Dicho esto, sí pienso que todas mis raras y todos mis raros tienen un halo de heroísmo. Un heroísmo algo arcano, de esos que generan miedo, de esos que no “venden”. Un heroísmo cercano a los mitos griegos, donde esos pobres humanos aspiraban a ser dioses, y terminaban dándose de bruces con sus propias limitaciones y miserias. Y sin embargo, hay grandeza en esa pequeñez a veces elegida.
Una razón añadida para que me interesen los que van a contracorriente: porque, pese a que saben que absolutamente nadie vendrá a rescatarlos de su caída, siguen marchando por un camino solitario, donde la única luz legítima es la que ellos, en su soledad, ven o se inventan. Y la siguen, con esa tozudez de los incorruptibles. Algunos han pasado por locos; otros por simples excéntricos.
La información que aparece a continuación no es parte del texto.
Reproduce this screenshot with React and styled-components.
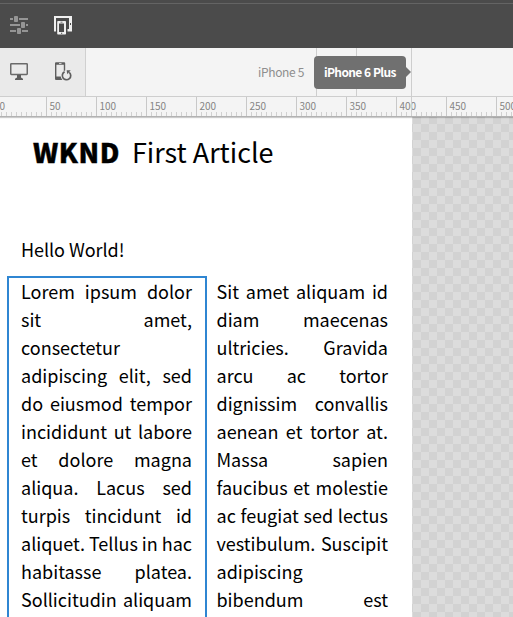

Pero el tiempo, aunque cicatero en sus concesiones, les ha acabado dando la razón. Con la boca pequeña, eso sí: sobre la tumba de todos mis raros nadie acude a dejar flores frescas, ni se acusa rastro alguno de dolor por su pérdida. Se han esfumado. Se han ido con el bagaje de sus propias vidas. Por eso pienso que hay un compromiso ético, por mi parte, al reflotarlos: a fin de cuentas, las palabras quedan. Y gracias a la inmortalidad de cartón piedra que nos brinda Internet, aún más.
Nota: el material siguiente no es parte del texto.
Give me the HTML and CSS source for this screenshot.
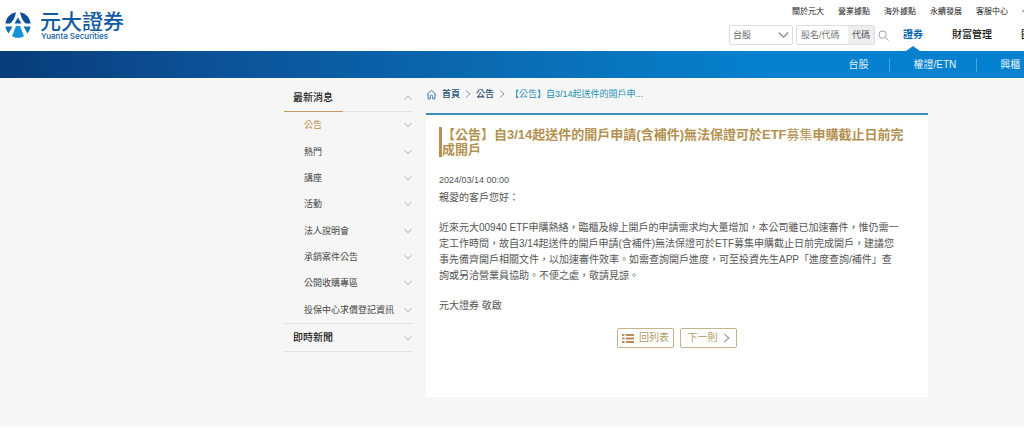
FILE: index.html
```html
<!DOCTYPE html>
<html lang="zh-Hant">
<head>
<meta charset="utf-8">
<title>元大證券 - 公告</title>
<link rel="stylesheet" href="styles.css">
</head>
<body>
<svg class="defs" aria-hidden="true">
  <symbol id="down" viewBox="0 0 8 6"><path d="M0.5 1.2 4 4.6 7.5 1.2"/></symbol>
  <symbol id="up" viewBox="0 0 8 6"><path d="M0.5 4.6 4 1.2 7.5 4.6"/></symbol>
  <symbol id="right" viewBox="0 0 6 8"><path d="M1 0.5 5 4 1 7.5"/></symbol>
</svg>
<header class="header">
  <a class="logo" href="#">
    <svg class="logo-mark" viewBox="0 0 26 26" aria-hidden="true">
      <path fill="#0d4f96" d="M11 .2A12.800 12.800 0 0 0 .3 11.500H5Q9.500 8.500 11 .2Z"/>
      <path fill="#0d4f96" d="M15 .2A12.800 12.800 0 0 1 25.700 11.500H21Q16.500 8.500 15 .2Z"/>
      <path fill="#0d5aa5" d="M13 5.500 16.500 11.500H9.500Z"/>
      <path fill="#1472b8" d="M.4 14.500H7.500L3.500 21.500A12.800 12.800 0 0 1 .4 14.500Z"/>
      <path fill="#1472b8" d="M25.600 14.500H18.500L22.500 21.500A12.800 12.800 0 0 0 25.600 14.500Z"/>
      <path fill="#1592d6" d="M11 14H15L19 24.300A12.800 12.800 0 0 1 7 24.300Z"/>
    </svg>
    <span class="logo-text"><span class="logo-name">元大證券</span><span class="logo-sub">Yuanta Securities</span></span>
  </a>
  <div class="header-right">
    <nav class="top-links">
      <a href="#">關於元大</a><a href="#">營業據點</a><a href="#">海外據點</a><a href="#">永續發展</a><a href="#">客服中心</a>
      <a href="#" aria-label="會員"><svg class="user" viewBox="0 0 10 10"><path d="M0 8.500Q1.500 6.500 3.500 4.500"/></svg></a>
    </nav>
    <div class="main-row">
      <form class="search">
        <span class="select-wrap"><select aria-label="市場"><option>台股</option></select><svg class="select-arrow" viewBox="0 0 8 6"><use href="#down"/></svg></span>
        <span class="code-box"><input type="text" aria-label="股名/代碼" placeholder="股名/代碼"><button type="button">代碼</button></span>
        <button class="search-btn" type="button" aria-label="搜尋"><svg viewBox="0 0 12 12"><circle cx="5" cy="5" r="4"/><path d="M8 8 11.500 11.500"/></svg></button>
      </form>
      <nav class="main-nav"><a class="active" href="#">證券</a><a href="#">財富管理</a><a href="#">國際</a></nav>
    </div>
  </div>
</header>
<nav class="subnav"><div class="subnav-list"><a href="#">台股</a><a href="#">權證/ETN</a><a href="#">興櫃</a></div></nav>
<main class="page">
  <aside class="side">
    <a class="side-head open" href="#">最新消息<svg class="chev"><use href="#up"/></svg></a>
    <ul class="side-list">
      <li><a class="current" href="#">公告<svg class="chev"><use href="#down"/></svg></a></li>
      <li><a href="#">熱門<svg class="chev"><use href="#down"/></svg></a></li>
      <li><a href="#">講座<svg class="chev"><use href="#down"/></svg></a></li>
      <li><a href="#">活動<svg class="chev"><use href="#down"/></svg></a></li>
      <li><a href="#">法人說明會<svg class="chev"><use href="#down"/></svg></a></li>
      <li><a href="#">承銷案件公告<svg class="chev"><use href="#down"/></svg></a></li>
      <li><a href="#">公開收購專區<svg class="chev"><use href="#down"/></svg></a></li>
      <li><a href="#">投保中心求償登記資訊<svg class="chev"><use href="#down"/></svg></a></li>
    </ul>
    <a class="side-head closed" href="#">即時新聞<svg class="chev"><use href="#down"/></svg></a>
  </aside>
  <section class="content">
    <nav class="crumbs">
      <svg class="home" viewBox="0 0 12 11"><path d="M.8 5.800 6 1 11.200 5.800M2.300 5V10.300H4.700V7.500Q4.700 6.300 6 6.300T7.300 7.500V10.300H9.700V5"/></svg>
      <a href="#">首頁</a><svg class="sep"><use href="#right"/></svg>
      <a href="#">公告</a><svg class="sep"><use href="#right"/></svg>
      <span class="here">【公告】自3/14起送件的開戶申...</span>
    </nav>
    <article class="card">
      <h1>【公告】自3/14起送件的開戶申請(含補件)無法保證可於ETF<span class="light">募集</span>申購截止日前完成開戶</h1>
      <time>2024/03/14 00:00</time>
      <p>親愛的客戶您好：</p>
      <p>近來元大00940 ETF申購熱絡，臨櫃及線上開戶的申請需求均大量增加，本公司雖已加速審件，惟仍需一<br>定工作時間，故自3/14起送件的開戶申請(含補件)無法保證可於ETF募集申購截止日前完成開戶，建議您<br>事先備齊開戶相關文件，以加速審件效率。如需查詢開戶進度，可至投資先生APP「進度查詢/補件」查<br>詢或另洽營業員協助。不便之處，敬請見諒。</p>
      <p>元大證券 敬啟</p>
      <div class="actions">
        <button type="button"><svg class="list" viewBox="0 0 12 9"><path d="M0 1H2.500M3.800 1H12M0 4.500H2.500M3.800 4.500H12M0 8H2.500M3.800 8H12"/></svg>回列表</button>
        <button type="button">下一則<svg class="next" viewBox="0 0 6 8"><use href="#right"/></svg></button>
      </div>
    </article>
  </section>
</main>
</body>
</html>
```
FILE: styles.css
```css
* { box-sizing: border-box; }
body {
  margin: 0;
  background: #fff;
  color: #555;
  font: 10px/16px "Liberation Sans", "Noto Sans CJK TC", sans-serif;
  overflow-x: hidden;
}
a { color: inherit; text-decoration: none; }
svg { fill: none; flex: none; }
button, input, select { font: inherit; color: inherit; margin: 0; }
.defs { position: absolute; width: 0; height: 0; }

.header {
  display: grid;
  grid-template-columns: 71% minmax(0, 1fr);
  height: 51px;
  overflow: hidden;
  white-space: nowrap;
}
.logo { display: flex; gap: 9px; padding: 11px 0 0 5px; color: #0f5ba3; }
.logo-mark { width: 26px; height: 26px; margin-top: 1px; }
.logo-text { display: flex; flex-direction: column; }
.logo-name { font-size: 21px; line-height: 21px; font-weight: 500; }
.logo-sub { font: 500 8px/8px "Inter", sans-serif; padding-left: 1px; }

.header-right { padding-left: 2px; }
.top-links {
  display: flex;
  gap: 14px;
  padding: 4px 0 0 63px;
  font-size: 8px;
  color: #222;
}
.user { width: 10px; height: 10px; stroke: #555; }
.main-row { display: flex; padding-top: 5px; }
.search { display: flex; gap: 3px; font-size: 9px; color: #666; }
.select-wrap { position: relative; }
.select-wrap select {
  appearance: none;
  width: 64px;
  height: 20px;
  padding: 0 3px;
  border: 1px solid #ddd;
  border-radius: 2px;
  background: #fff;
}
.select-arrow { position: absolute; right: 4px; top: 6px; width: 11px; height: 8px; stroke: #888; stroke-width: 1; }
.code-box { display: flex; width: 79px; height: 20px; border: 1px solid #ddd; border-radius: 2px; }
.code-box input { flex: 1; min-width: 0; padding: 0 0 0 4px; border: 0; background: #fff; }
.code-box input::placeholder { color: #777; opacity: 1; }
.code-box button { width: 26px; padding: 0; border: 0; background: #eee; color: #555; }
.search-btn { padding: 0; border: 0; background: none; height: 20px; width: 12px; }
.search-btn svg { display: block; width: 11px; height: 11px; stroke: #999; stroke-width: 1; }
.main-nav { display: flex; gap: 29px; padding-left: 13px; color: #111; font-weight: 500; line-height: 20px; }
.main-nav .active { color: #0b6cb0; font-weight: 700; display: flex; flex-direction: column; align-items: center; }
.main-nav .active::after {
  content: "";
  border: 7px solid transparent;
  border-top: 0;
  border-bottom: 5px solid #0d80cc;
  margin-top: 1px;
}

.subnav {
  height: 27px;
  padding-left: 81%;
  overflow: hidden;
  background: linear-gradient(90deg, #083c7a 0%, #0c4f94 18%, #0a6db5 50%, #0681cf 75%, #0681cf 100%);
  color: #e8f3fb;
  line-height: 27px;
  white-space: nowrap;
}
.subnav-list { display: flex; align-items: center; }
.subnav a { padding-right: 21px; margin-left: 19px; }
.subnav a + a { padding: 0 20px 0 23px; margin: 0; border-left: 1px solid #4aa5dd; line-height: 14px; }

.page {
  display: grid;
  grid-template-columns: 129px minmax(0, 1fr);
  gap: 13px;
  padding: 5px 96px 30px 284px;
  background: #f6f6f6;
}
.side { color: #444; }
.side a { display: flex; align-items: center; justify-content: space-between; }
.chev { width: 8px; height: 6px; stroke: #aaa; stroke-width: 1; }
.side-head { color: #222; font-weight: 500; height: 29px; padding: 0 1px 0 9px; border-bottom: 1px solid #e2e2e2; }
.side-head.open {
  border-bottom: 0;
  background: linear-gradient(90deg, #c09a68 46%, #e2e2e2 46%) bottom / 100% 1px no-repeat;
}
.side-head.closed { border-top: 1px solid #e2e2e2; }
.side-list { list-style: none; margin: 0; padding: 0; min-height: 211px; display: grid; grid-auto-rows: 1fr; font-size: 9px; }
.side-list li { display: grid; }
.side-list a { padding: 0 1px 0 20px; }
.side-list .current { color: #b98a45; }

.crumbs { display: flex; align-items: center; height: 30px; padding-bottom: 8px; font-size: 9px; color: #1d4d75; }
.crumbs a { font-weight: 500; }
.home { width: 11px; height: 11px; stroke: #2d6f9f; stroke-width: 1; margin-right: 5px; }
.sep { width: 6px; height: 8px; stroke: #8297a8; stroke-width: 1; margin: 0 5px; }
.here { color: #2591b5; }
.card { min-height: 284px; padding: 12px 13px 24px; border-top: 2px solid #3c8dbc; background: #fff; }
h1 { margin: 0 0 15px; border-left: 3px solid #b98d55; font-size: 13px; line-height: 15px; color: #b39150; }
.light { font-weight: 400; }
time { display: block; font-size: 9px; }
p { margin: 0 0 14px; }
time + p { margin-top: 2px; }
.actions { display: flex; justify-content: center; gap: 6px; }
.actions button {
  display: flex;
  align-items: center;
  justify-content: center;
  gap: 5px;
  width: 57px;
  height: 20px;
  padding: 0;
  border: 1px solid #c2b48f;
  border-radius: 2px;
  background: #fff;
  color: #b09a62;
}
.list { width: 12px; height: 9px; stroke: #b98d55; stroke-width: 2; }
.actions .next { width: 7px; height: 10px; stroke: #999; }
```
Mis particulares héroes de papel han muerto en silencio, tras haber vivido, dependiendo del caso, entre mucho estruendo o el más inquietante de los silencios. Muchos no son ya ni cenizas. Otros, con más suerte, tienen el nombre de alguna calle de esas que solo suenan gracias a los mapas urbanos, o algún monumento mustio donde los gorriones dormitan al atardecer. La sentencia de convertirse en polvo sirve para héroes y villanos. ¡Qué democrática es la muerte!
Porque una cosa es cierta: lo mismo que desmenuzo las vidas de mis raros, desmenuzo sus muertes. Hay maneras y estilos de vida; y hay maneras y estilos de muerte. Y pienso que, aunque se trate de un tema denostado -a nadie le gusta mentar a la implacable de la guadaña- es tan fundamental que en realidad estaríamos condenados a no entendernos jamás si no somos capaces de asumir que estamos hechos de ese juego de claroscuros. Puede que a algunos les parezca tétrico. A mí me parece tan fascinante como la más preciada pieza de un museo.
Por eso hago lo que hago: porque, en cinco o seis columnas, saco a pasear ese silencio de los héroes extintos que, por unos minutos, saltan desde las gradas de la página y toman al asalto nuestra emoción y nuestra memoria.